*** Data block ***

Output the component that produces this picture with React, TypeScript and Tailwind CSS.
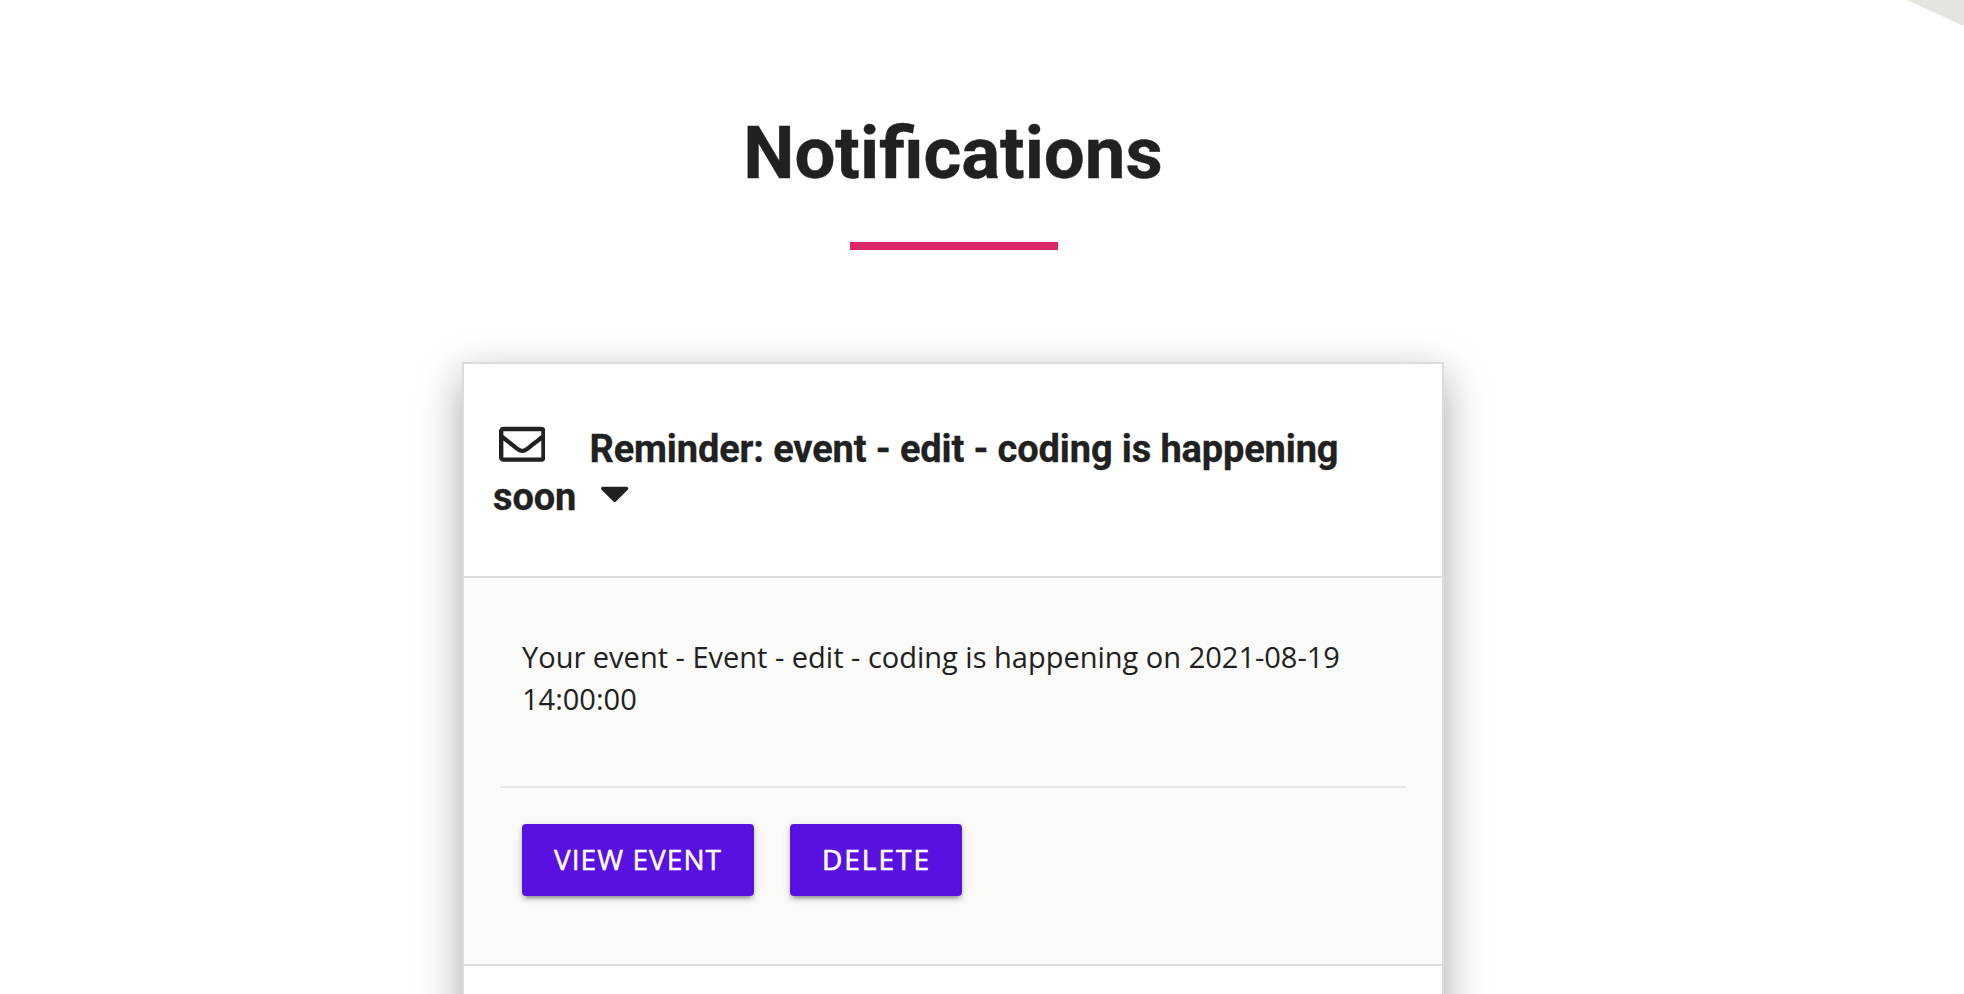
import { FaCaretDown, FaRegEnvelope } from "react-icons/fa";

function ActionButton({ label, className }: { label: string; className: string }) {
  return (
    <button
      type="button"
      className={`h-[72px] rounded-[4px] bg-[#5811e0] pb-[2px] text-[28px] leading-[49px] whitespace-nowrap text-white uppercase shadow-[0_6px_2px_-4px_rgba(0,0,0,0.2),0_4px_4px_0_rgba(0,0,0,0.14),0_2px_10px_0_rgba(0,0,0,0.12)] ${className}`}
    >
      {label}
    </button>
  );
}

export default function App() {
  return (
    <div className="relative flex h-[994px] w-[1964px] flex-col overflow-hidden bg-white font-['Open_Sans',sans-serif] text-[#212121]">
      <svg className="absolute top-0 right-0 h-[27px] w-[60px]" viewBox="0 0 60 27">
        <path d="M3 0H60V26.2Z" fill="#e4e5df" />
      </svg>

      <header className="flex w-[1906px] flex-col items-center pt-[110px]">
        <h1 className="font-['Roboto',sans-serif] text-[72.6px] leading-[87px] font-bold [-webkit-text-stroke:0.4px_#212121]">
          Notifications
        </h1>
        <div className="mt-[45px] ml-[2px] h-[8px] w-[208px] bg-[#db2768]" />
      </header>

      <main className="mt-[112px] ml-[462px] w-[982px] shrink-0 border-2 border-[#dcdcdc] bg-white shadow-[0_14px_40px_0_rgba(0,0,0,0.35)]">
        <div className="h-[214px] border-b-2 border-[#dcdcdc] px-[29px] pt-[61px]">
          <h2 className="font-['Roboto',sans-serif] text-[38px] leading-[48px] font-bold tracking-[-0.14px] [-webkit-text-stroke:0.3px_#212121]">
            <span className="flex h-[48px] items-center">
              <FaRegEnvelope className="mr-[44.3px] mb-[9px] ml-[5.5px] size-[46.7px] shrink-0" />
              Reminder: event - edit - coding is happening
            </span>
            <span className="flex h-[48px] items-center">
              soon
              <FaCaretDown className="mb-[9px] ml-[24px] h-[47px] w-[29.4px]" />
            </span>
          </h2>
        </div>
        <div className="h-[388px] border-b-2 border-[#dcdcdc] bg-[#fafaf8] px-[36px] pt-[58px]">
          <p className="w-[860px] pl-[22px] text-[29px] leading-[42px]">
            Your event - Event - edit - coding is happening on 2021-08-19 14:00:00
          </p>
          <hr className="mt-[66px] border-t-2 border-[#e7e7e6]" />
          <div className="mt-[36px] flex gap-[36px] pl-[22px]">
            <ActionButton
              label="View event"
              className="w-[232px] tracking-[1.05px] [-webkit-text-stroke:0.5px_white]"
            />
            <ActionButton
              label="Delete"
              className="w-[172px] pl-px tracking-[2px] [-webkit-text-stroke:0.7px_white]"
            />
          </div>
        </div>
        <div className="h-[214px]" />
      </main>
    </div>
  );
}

***

Task goal | Omit the pictures, then quote the rest of the material above exactly.

Answer for this exercise |
Output the component that produces this picture with React, TypeScript and Tailwind CSS.
import { FaCaretDown, FaRegEnvelope } from "react-icons/fa";

function ActionButton({ label, className }: { label: string; className: string }) {
  return (
    <button
      type="button"
      className={`h-[72px] rounded-[4px] bg-[#5811e0] pb-[2px] text-[28px] leading-[49px] whitespace-nowrap text-white uppercase shadow-[0_6px_2px_-4px_rgba(0,0,0,0.2),0_4px_4px_0_rgba(0,0,0,0.14),0_2px_10px_0_rgba(0,0,0,0.12)] ${className}`}
    >
      {label}
    </button>
  );
}

export default function App() {
  return (
    <div className="relative flex h-[994px] w-[1964px] flex-col overflow-hidden bg-white font-['Open_Sans',sans-serif] text-[#212121]">
      <svg className="absolute top-0 right-0 h-[27px] w-[60px]" viewBox="0 0 60 27">
        <path d="M3 0H60V26.2Z" fill="#e4e5df" />
      </svg>

      <header className="flex w-[1906px] flex-col items-center pt-[110px]">
        <h1 className="font-['Roboto',sans-serif] text-[72.6px] leading-[87px] font-bold [-webkit-text-stroke:0.4px_#212121]">
          Notifications
        </h1>
        <div className="mt-[45px] ml-[2px] h-[8px] w-[208px] bg-[#db2768]" />
      </header>

      <main className="mt-[112px] ml-[462px] w-[982px] shrink-0 border-2 border-[#dcdcdc] bg-white shadow-[0_14px_40px_0_rgba(0,0,0,0.35)]">
        <div className="h-[214px] border-b-2 border-[#dcdcdc] px-[29px] pt-[61px]">
          <h2 className="font-['Roboto',sans-serif] text-[38px] leading-[48px] font-bold tracking-[-0.14px] [-webkit-text-stroke:0.3px_#212121]">
            <span className="flex h-[48px] items-center">
              <FaRegEnvelope className="mr-[44.3px] mb-[9px] ml-[5.5px] size-[46.7px] shrink-0" />
              Reminder: event - edit - coding is happening
            </span>
            <span className="flex h-[48px] items-center">
              soon
              <FaCaretDown className="mb-[9px] ml-[24px] h-[47px] w-[29.4px]" />
            </span>
          </h2>
        </div>
        <div className="h-[388px] border-b-2 border-[#dcdcdc] bg-[#fafaf8] px-[36px] pt-[58px]">
          <p className="w-[860px] pl-[22px] text-[29px] leading-[42px]">
            Your event - Event - edit - coding is happening on 2021-08-19 14:00:00
          </p>
          <hr className="mt-[66px] border-t-2 border-[#e7e7e6]" />
          <div className="mt-[36px] flex gap-[36px] pl-[22px]">
            <ActionButton
              label="View event"
              className="w-[232px] tracking-[1.05px] [-webkit-text-stroke:0.5px_white]"
            />
            <ActionButton
              label="Delete"
              className="w-[172px] pl-px tracking-[2px] [-webkit-text-stroke:0.7px_white]"
            />
          </div>
        </div>
        <div className="h-[214px]" />
      </main>
    </div>
  );
}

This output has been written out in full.